--- Start ---

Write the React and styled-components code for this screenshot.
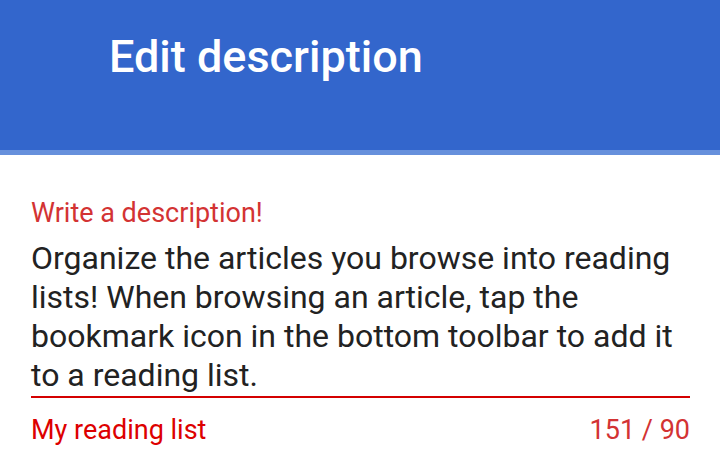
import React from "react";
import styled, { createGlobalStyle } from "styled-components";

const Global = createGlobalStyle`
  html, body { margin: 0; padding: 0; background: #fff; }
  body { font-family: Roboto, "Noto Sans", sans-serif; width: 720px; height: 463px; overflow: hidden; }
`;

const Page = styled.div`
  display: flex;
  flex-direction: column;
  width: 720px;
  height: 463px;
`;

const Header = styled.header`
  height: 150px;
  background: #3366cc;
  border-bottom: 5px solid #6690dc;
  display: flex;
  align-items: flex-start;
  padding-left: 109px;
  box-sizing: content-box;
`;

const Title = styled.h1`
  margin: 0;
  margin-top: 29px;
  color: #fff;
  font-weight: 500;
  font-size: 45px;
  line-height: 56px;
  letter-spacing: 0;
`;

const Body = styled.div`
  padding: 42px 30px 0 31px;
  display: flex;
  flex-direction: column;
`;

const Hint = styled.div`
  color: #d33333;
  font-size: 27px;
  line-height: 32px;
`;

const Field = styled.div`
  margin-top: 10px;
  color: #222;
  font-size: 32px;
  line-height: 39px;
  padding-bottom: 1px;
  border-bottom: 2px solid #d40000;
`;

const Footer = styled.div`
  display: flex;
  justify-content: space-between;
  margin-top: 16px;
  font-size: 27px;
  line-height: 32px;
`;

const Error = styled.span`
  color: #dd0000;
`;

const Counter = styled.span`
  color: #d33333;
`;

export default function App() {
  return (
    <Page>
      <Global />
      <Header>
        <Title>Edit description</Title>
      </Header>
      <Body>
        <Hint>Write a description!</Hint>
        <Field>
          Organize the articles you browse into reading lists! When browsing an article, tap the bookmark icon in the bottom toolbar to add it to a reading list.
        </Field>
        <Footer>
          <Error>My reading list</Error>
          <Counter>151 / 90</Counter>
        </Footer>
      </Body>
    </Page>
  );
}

--- End ---
--- Start ---

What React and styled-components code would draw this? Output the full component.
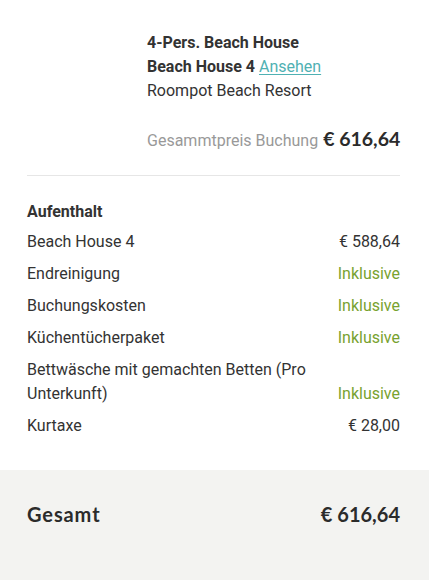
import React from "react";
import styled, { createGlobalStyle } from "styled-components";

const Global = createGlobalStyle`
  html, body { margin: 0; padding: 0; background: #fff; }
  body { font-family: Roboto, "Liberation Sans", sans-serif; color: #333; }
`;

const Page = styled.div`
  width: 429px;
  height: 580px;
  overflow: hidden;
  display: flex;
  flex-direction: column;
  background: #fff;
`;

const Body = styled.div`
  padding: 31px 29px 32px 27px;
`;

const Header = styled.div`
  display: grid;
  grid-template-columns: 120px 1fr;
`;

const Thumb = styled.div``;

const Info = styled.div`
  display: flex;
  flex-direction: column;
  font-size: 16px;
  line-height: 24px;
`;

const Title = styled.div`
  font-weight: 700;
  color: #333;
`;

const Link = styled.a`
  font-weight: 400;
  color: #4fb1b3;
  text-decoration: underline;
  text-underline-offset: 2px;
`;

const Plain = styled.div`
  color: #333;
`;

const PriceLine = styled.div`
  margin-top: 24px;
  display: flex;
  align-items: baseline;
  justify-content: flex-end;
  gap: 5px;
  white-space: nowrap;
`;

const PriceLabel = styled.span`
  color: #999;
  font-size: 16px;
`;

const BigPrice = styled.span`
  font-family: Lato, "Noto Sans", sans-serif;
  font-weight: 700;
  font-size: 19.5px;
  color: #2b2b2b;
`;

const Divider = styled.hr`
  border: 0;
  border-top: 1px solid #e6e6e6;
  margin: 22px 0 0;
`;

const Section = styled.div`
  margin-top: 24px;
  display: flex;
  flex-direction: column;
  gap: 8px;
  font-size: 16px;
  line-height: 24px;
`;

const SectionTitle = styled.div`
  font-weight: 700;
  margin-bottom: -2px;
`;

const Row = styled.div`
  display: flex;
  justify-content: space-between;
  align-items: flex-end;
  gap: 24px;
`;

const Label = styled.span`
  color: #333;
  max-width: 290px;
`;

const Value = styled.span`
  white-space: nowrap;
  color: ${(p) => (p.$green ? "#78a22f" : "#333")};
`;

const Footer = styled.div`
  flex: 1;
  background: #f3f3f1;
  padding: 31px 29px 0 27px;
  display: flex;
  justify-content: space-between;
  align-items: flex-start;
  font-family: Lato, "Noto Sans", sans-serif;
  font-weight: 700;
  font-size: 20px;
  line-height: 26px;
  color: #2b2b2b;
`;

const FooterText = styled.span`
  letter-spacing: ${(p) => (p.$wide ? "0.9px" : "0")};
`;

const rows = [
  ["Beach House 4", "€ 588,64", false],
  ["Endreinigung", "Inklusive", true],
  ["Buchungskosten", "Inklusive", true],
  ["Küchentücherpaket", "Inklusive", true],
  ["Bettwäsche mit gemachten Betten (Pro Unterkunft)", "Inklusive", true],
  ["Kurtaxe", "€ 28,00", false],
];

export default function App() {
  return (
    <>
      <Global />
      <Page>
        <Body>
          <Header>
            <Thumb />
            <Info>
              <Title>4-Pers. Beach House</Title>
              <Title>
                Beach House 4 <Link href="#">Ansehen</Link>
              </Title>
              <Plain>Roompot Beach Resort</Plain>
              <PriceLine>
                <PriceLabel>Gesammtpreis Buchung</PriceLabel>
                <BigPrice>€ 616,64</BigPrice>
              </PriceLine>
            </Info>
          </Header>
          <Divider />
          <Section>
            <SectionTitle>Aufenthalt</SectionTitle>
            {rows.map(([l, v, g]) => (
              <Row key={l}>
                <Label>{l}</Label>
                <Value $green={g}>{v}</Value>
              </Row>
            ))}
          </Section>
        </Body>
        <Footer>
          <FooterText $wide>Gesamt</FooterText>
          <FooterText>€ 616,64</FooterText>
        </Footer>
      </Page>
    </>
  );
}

--- End ---

WORK TO COMPLETE: For each line of the entries that includes "React", show that line.

SOLUTION:
Write the React and styled-components code for this screenshot.
import React from "react";
What React and styled-components code would draw this? Output the full component.
import React from "react";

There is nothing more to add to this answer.